Kara: But we are becoming those people, aren’t we? We are creating communities of care each time we write vulnerable posts on Facebook about being sick and disabled; demand accessible events from our queer and trans organizers; refuse to hide our symptoms from people, even if illness makes them uncomfortable. We create these communities each time we talk about ableism in our everyday conversations.

Requiring that our basic needs are met is an act of love for ourselves. Creating a culture around us that centres illness and disability is an act of love for our communities. And it certainly feels hopeful when I think of the acts of love we receive from (almost) strangers: someone bringing vegan nut butter stew to a mutual friend’s party on the off-chance I would be well enough to attend; an old friend from years ago sends you money to pay for the work you put into a social media post that went viral in our communities. By accepting these offerings, and by making a point to share these examples through our writing, we are telling others that their sick and disabled bodies are worthy too.
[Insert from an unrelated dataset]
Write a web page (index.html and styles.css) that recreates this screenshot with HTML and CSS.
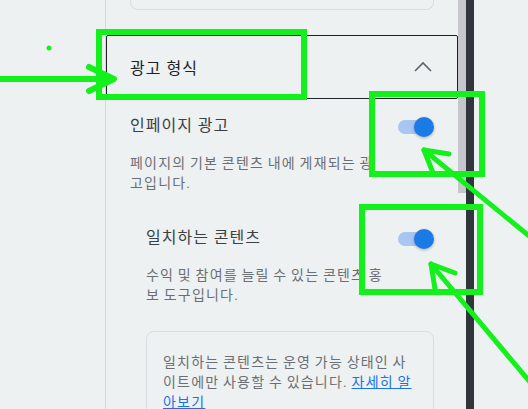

And yet, as you pointed out, the beautiful truths in our lives are embedded in another truth: the fear of not eating is fucking real. Both exist simultaneously: there is wonder and lightness, and we are bound by ableism every moment of our lives. How we love, and are loved, is shaped as much by feelings as it is by structures. It is how we get our basic needs met. In a society without enough support, resources, and value for bodies like ours, love is how we survive.